Zimbabwe grew up in Roxbury’s Highland Park section. His father, a social studies teacher, took the name Jomo Zimbabwe in the 1970s; his mother teaches art. Musicians are in their ancestry, including a great-uncle, Edmund Jenkins, an African-American composer in the Harlem Renaissance. At home, said Jomo Zimbabwe, the sounds on the hi-fi ranged from R&B to reggae and African music.
Last Saturday, the elder Zimbabwe stayed up late to catch the show, only to get a minuscule glimpse of Tuffus and see his name in the credits roll fast up the screen. It is really during the warm-up and commercial breaks that the band stretches out.
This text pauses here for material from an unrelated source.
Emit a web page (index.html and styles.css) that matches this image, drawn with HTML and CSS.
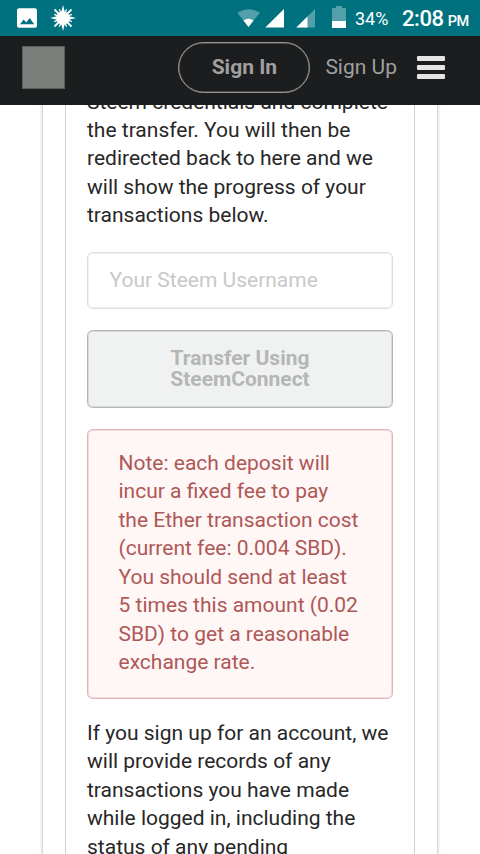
FILE: index.html
```html
<!DOCTYPE html>
<html lang="en">
<head>
<meta charset="utf-8">
<title>Deposit</title>
<link rel="stylesheet" href="styles.css">
</head>
<body>
<div class="status">
  <svg class="status-icons" width="100" height="36" viewBox="0 0 100 36">
    <path fill="#fff" fill-rule="evenodd" d="M19 8.2h16a2 2 0 0 1 2 2v15.600a2 2 0 0 1-2 2H19a2 2 0 0 1-2-2V10.200a2 2 0 0 1 2-2zM20 24.300h14.200l-4.500-6.200-3.500 4.300-2.500-2.900z"/>
    <g fill="#fff">
      <circle cx="63" cy="18" r="6.800"/>
      <path d="M61 13L63 5l2 8zM61 23l2 8 2-8zM58 16L50 18l8 2zM68 16l8 2-8 2z"/>
    </g>
    <g stroke="#fff" stroke-width="1.800">
      <path d="M54.500 9.500l17 17M71.500 9.500l-17 17"/>
      <path stroke-width="1.200" d="M59.400 9.200l7.200 17.600M66.600 9.200l-7.200 17.600M54.200 14.400l17.600 7.200M71.800 14.400l-17.600 7.200"/>
    </g>
  </svg>
  <svg class="signals" width="120" height="36" viewBox="235 0 120 36">
    <path fill="#54a0aa" d="M237.300 12.800Q248.500 5.500 259.800 12.800L248.500 27z"/>
    <path fill="#fff" d="M243.500 20.500Q248.500 17 253.500 20.500L248.500 27z"/>
    <path fill="#fff" d="M284 9v18.500h-18.700z"/>
    <path fill="#54a0aa" d="M315 9v18.500h-18.700z"/>
    <path fill="#fff" d="M307.500 16.400v11.100h-11.200z"/>
    <path fill="#54a0aa" d="M332 8h4V6h6v2h4v13h-14z"/>
    <path fill="#fff" d="M332 21h14v7h-14z"/>
  </svg>
  <span class="battery">34%</span>
  <span class="clock">2:08<small>PM</small></span>
</div>
<header class="header">
  <div class="logo"></div>
  <a class="signin">Sign In</a>
  <a class="signup">Sign Up</a>
  <div class="menu"><i></i><i></i><i></i></div>
</header>
<main class="viewport">
  <div class="outer">
    <div class="inner">
      <p class="intro">Steem credentials and complete<br>the transfer. You will then be<br>redirected back to here and we<br>will show the progress of your<br>transactions below.</p>
      <div class="field">Your Steem Username</div>
      <div class="button">Transfer Using<br>SteemConnect</div>
      <div class="note">Note: each deposit will<br>incur a fixed fee to pay<br>the Ether transaction cost<br>(current fee: 0.004 SBD).<br>You should send at least<br>5 times this amount (0.02<br>SBD) to get a reasonable<br>exchange rate.</div>
      <p>If you sign up for an account, we<br>will provide records of any<br>transactions you have made<br>while logged in, including the<br>status of any pending</p>
    </div>
  </div>
</main>
</body>
</html>
```
FILE: styles.css
```css
* { box-sizing: border-box; }
html, body { margin: 0; height: 100%; overflow: hidden; }
body {
  display: flex;
  flex-direction: column;
  background: #fff;
  color: #272727;
  font: 21px/28.44px Roboto, sans-serif;
  white-space: nowrap;
}
svg { display: block; flex: none; }
p { margin: 0; }

.status {
  flex: none;
  display: flex;
  align-items: center;
  height: 36px;
  background: #00727f;
  color: #fff;
}
.signals { margin-left: 135px; }
.battery { width: 47px; font-size: 18px; padding-top: 2px; }
.clock { font-size: 22px; font-weight: 500; padding-top: 6px; letter-spacing: -0.4px; }
.clock small { margin-left: 4px; font-size: 14.5px; letter-spacing: -0.5px; }

.header {
  flex: none;
  display: flex;
  align-items: center;
  height: 69px;
  padding: 0 35px 6px 22px;
  background: #1c1d1e;
  color: #a0a0a0;
}
.logo {
  width: 43px;
  height: 43px;
  border: 1px solid #5c5d5d;
  background: #7b7d7b;
}
.signin {
  width: 132px;
  height: 51px;
  margin-left: 113.400px;
  border: 1px solid #999;
  box-shadow: inset 0 0 0 0.500px #777;
  border-radius: 26px;
  line-height: 49px;
  text-align: center;
  font-weight: 700;
}
.signup { margin-left: 15px; }
.menu {
  width: 28px;
  margin-left: auto;
  display: grid;
  gap: 4px;
}
.menu i { height: 5px; border-radius: 1px; background: #e4e4e4; }

.viewport { flex: 1; overflow: hidden; display: flex; }
.outer {
  flex: 1;
  margin: -20px 42px;
  padding: 0 22px;
  border: solid #d9d9d9;
  border-width: 0 1px;
  box-shadow: 0 1px 3px #ccc;
}
.inner {
  height: 800px;
  padding: 2.500px 21px 0;
  border: solid #cfcfcf;
  border-width: 0 1px;
}
.intro { margin-bottom: 22.300px; }
.field, .button, .note {
  width: 306px;
  border-radius: 5.700px;
  margin-bottom: 21px;
  border: 1px solid #dedede;
  box-shadow: inset 0 0 0 1px #f2f2f2;
}
.field {
  height: 57px;
  padding-left: 21.500px;
  color: #c8c8c8;
  line-height: 54px;
}
.button {
  height: 78px;
  padding-top: 17px;
  border-color: #b3b4b4;
  box-shadow: inset 0 0 0 1px #d8dad9;
  background: #f0f2f1;
  color: #b5b6b6;
  font-weight: 700;
  line-height: 21px;
  text-align: center;
}
.note {
  height: 270px;
  margin-bottom: 19.800px;
  padding: 19px 0 0 30.500px;
  border-color: #e0b4b4;
  box-shadow: inset 0 0 0 1px #f3dada;
  background: #fff6f6;
  color: #ae5856;
}
```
“I guess I’ll have to go see it in person,” his father said.
Warner was proud, and a little cautious as well. “I gave him this advice: Don’t spend all your money,” he said. “Things happen that are out of your control.”
Zimbabwe’s plans, however, are as humble as his personality. “I’ve had the same gear and keyboards I’ve had for a while,” he said. “It would be nice to upgrade a bit.”
With a salary, he hopes to be able to re-form his Tuffus Zimbabwe Group, which he let disband in Boston.
In the afterglow of the first show – “it went great,” he said later – all these were distant concerns. Zimbabwe hung out chatting with the other musicians into the early hours. Then he waited for the first morning train out of Penn Station back to Newark. Two church gigs awaited.